How Lake Washington got cleaned up at the expense of area tribes
If you find yourself at Lake Washington this summer, breathe deeply.
Matthew Klingle, author of "Emerald City: An Environmental History of Seattle," says you wouldn't have wanted to do that 60 years ago, when the lake was chronically polluted with sewage.
He told Ann Dornfeld from KUOW's Race and Equity Team how Lake Washington got cleaned up — at the expense of a river sacred to local tribes.
Klingle: It was commonly called "Lake Stinko" at the time. From a distance, Lake Washington wouldn't appear that different if, say, you were flying over in an early Boeing aircraft. But if you were to step on the shores of Lake Washington in, say, 1956, 1957, particularly during the summer months when the algae growth was at its highest, you would see a something not unlike a stinking, fetid backyard pool choked with algae and smelling in the sun.
Related: How the plane that won WWII polluted the Duwamish River
Dornfeld: After a sewer system was created throughout the city of Seattle and the region, that sewage got dumped into places like the Duwamish River. What effect did that have on that river?
Klingle: Well the thing to keep in mind about the transference of the sewage to the Duwamish is that the immediate and proximate problem that Seattle and King County faced — with the ire of suburban residents living around the lake, the concern of scientists, the worries of public officials — was how you were going to revive a lake that was the centerpiece of the burgeoning suburban communities surrounding it.

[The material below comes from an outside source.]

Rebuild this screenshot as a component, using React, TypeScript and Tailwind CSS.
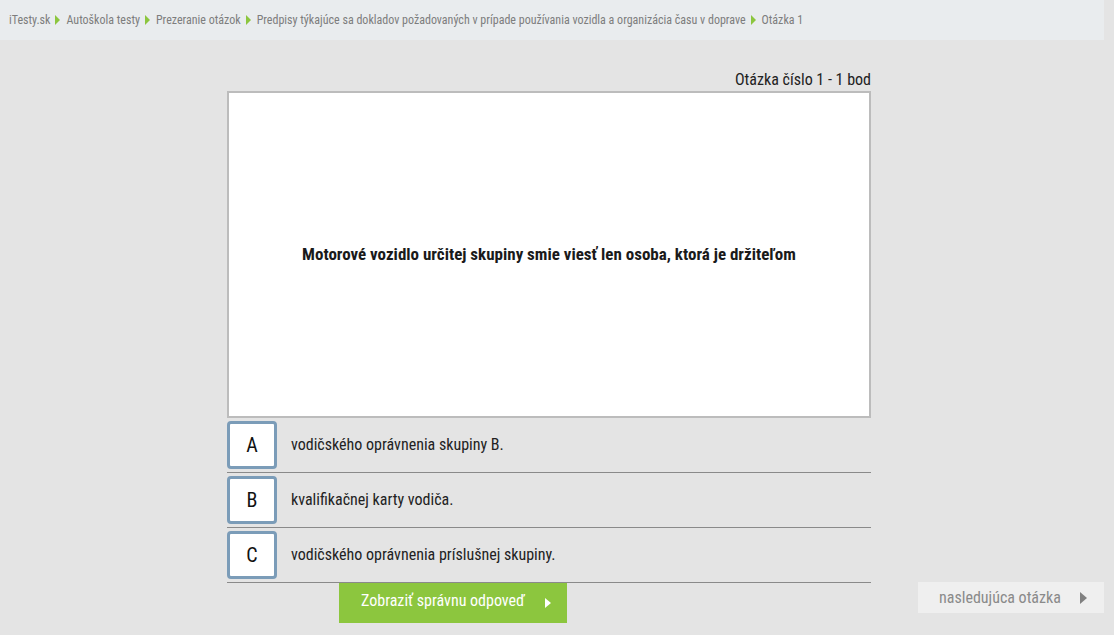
import React from "react";

const crumbs = [
  "iTesty.sk",
  "Autoškola testy",
  "Prezeranie otázok",
  "Predpisy týkajúce sa dokladov požadovaných v prípade používania vozidla a organizácia času v doprave",
  "Otázka 1",
];

const answers = [
  { key: "A", text: "vodičského oprávnenia skupiny B." },
  { key: "B", text: "kvalifikačnej karty vodiča." },
  { key: "C", text: "vodičského oprávnenia príslušnej skupiny." },
];

function Tri({ className }: { className: string }) {
  return (
    <svg viewBox="0 0 6 10" preserveAspectRatio="none" className={className} aria-hidden>
      <path d="M0 0 L6 5 L0 10 Z" fill="currentColor" />
    </svg>
  );
}

export default function App() {
  return (
    <div className="min-h-[635px] w-[1114px] bg-[#e4e4e4] font-['Roboto_Condensed','Liberation_Sans_Narrow','DejaVu_Sans_Condensed',Roboto,sans-serif] font-stretch-condensed">
      <div className="w-[1104px]">
        <nav className="flex h-[40px] items-center bg-[#e9ecee] pl-[9px] text-[12px] text-[#7d7d7d]">
          {crumbs.map((c, i) => (
            <React.Fragment key={c}>
              {i > 0 && <Tri className="ml-[5px] mr-[6px] h-[10px] w-[5px] text-[#8cc63e]" />}
              <span className="whitespace-nowrap">{c}</span>
            </React.Fragment>
          ))}
        </nav>

        <main className="ml-[227px] w-[644px] pt-[30px]">
          <div className="text-right text-[16px] leading-[20px] text-[#222]">Otázka číslo 1 - 1 bod</div>
          <div className="mt-[1px] flex h-[327px] items-center justify-center border-2 border-[#bcbcbc] bg-white">
            <p className="text-[17px] font-bold text-[#1a1a1a]">
              Motorové vozidlo určitej skupiny smie viesť len osoba, ktorá je držiteľom
            </p>
          </div>
          <div>
            {answers.map((a) => (
              <div key={a.key} className="flex h-[55px] items-center border-b border-[#8a8a8a]">
                <div className="flex h-[48px] w-[50px] items-center justify-center rounded-[4px] border-[3px] border-[#7b9cb8] bg-white text-[20px] text-[#111]">
                  {a.key}
                </div>
                <span className="ml-[14px] text-[16px] text-[#222]">{a.text}</span>
              </div>
            ))}
          </div>
        </main>

        <div className="flex items-start">
          <button className="ml-[339px] flex h-[40px] w-[228px] items-start bg-[#8cc63e] pl-[22px] pt-[6px] text-[16px] text-white">
            <span>Zobraziť správnu odpoveď</span>
            <Tri className="ml-[20px] mt-[9px] h-[10px] w-[6px] text-white" />
          </button>
          <button className="ml-auto mt-[-1px] flex h-[31px] w-[186px] items-center bg-[#efefef] pl-[21px] text-[16px] text-[#8a8a8a]">
            <span>nasledujúca otázka</span>
            <Tri className="ml-[19px] h-[12px] w-[7px] text-[#808080]" />
          </button>
        </div>
      </div>
    </div>
  );
}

So, not surprisingly, the engineers, the planners of [the sewer system] found the easiest way to remove the sewage was to follow the old original watershed: Lake Washington used to drain into the Duwamish before the dredging of the Ship Canal.

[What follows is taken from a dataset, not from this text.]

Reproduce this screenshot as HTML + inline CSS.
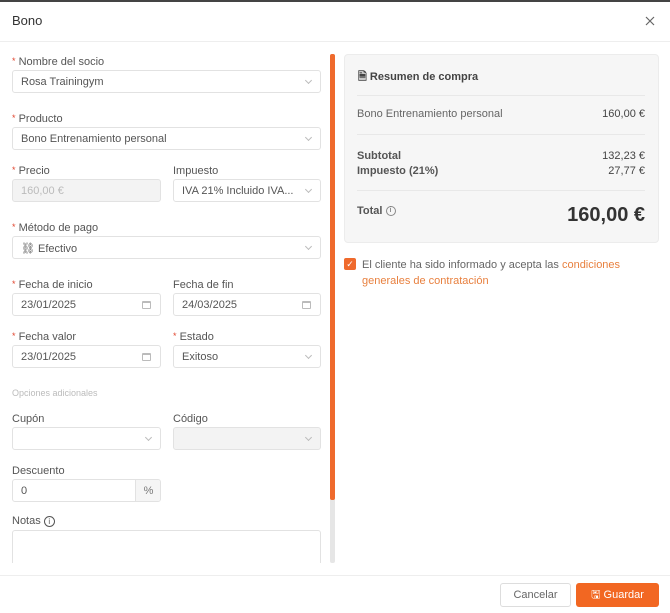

So one of the challenges is that you're moving the sewage from the now connected home sewer systems — the residential waste — but you're also carrying with it the industrial waste. The Washington Pollution Control Commission throughout the 1950s and 1960s was very much concerned about the mounting pollution burden in the Duwamish River. But the engineering solutions at the time as such made the Duwamish, in some ways, the natural place to put that sewage.
Related: Photos of pollution in Duwamish River
Dornfeld: That's despite the fact that you had a lot of Native Americans and immigrants who relied on fishing in the Duwamish for their own dinner tables, if not for commercial reasons at that time.
Klingle: And from the very beginning of European-American resettlement and contact, these waterways, these shorelines all become, in a sense, contested battlegrounds over who gets to determine who controls the resources. Who gets to determine where people live and how to use the environment in particular ways. It also coincides at the very moment when Native peoples were beginning to fight for their rights as enumerated in the treaties of the 1850s to fish in the usual and accustomed places: To be entitled to one-half of the catch, as the original treaty said.
And so it was this convergence of addressing a very real environmental problem in the pollution of Lake Washington, building a regional sewer system, and thinking on a regional level about how to combat an environmental problem like pollution, coming into confluence, if you will, with rising Native concern over sovereignty and self-determination, wanting to exercise their treaty rights and wanting to fight for the right to capture those fish. It made for, among many other places throughout Puget Sound, dramatic conflict that eventually yielded the 1974 U.S. v. Washington, commonly known as the Boldt Decision, that effectively upheld the treaties and began to establish the federally-recognized Native peoples around Washington state as co-managers of the region's fisheries.
This transcript has been lightly edited for clarity.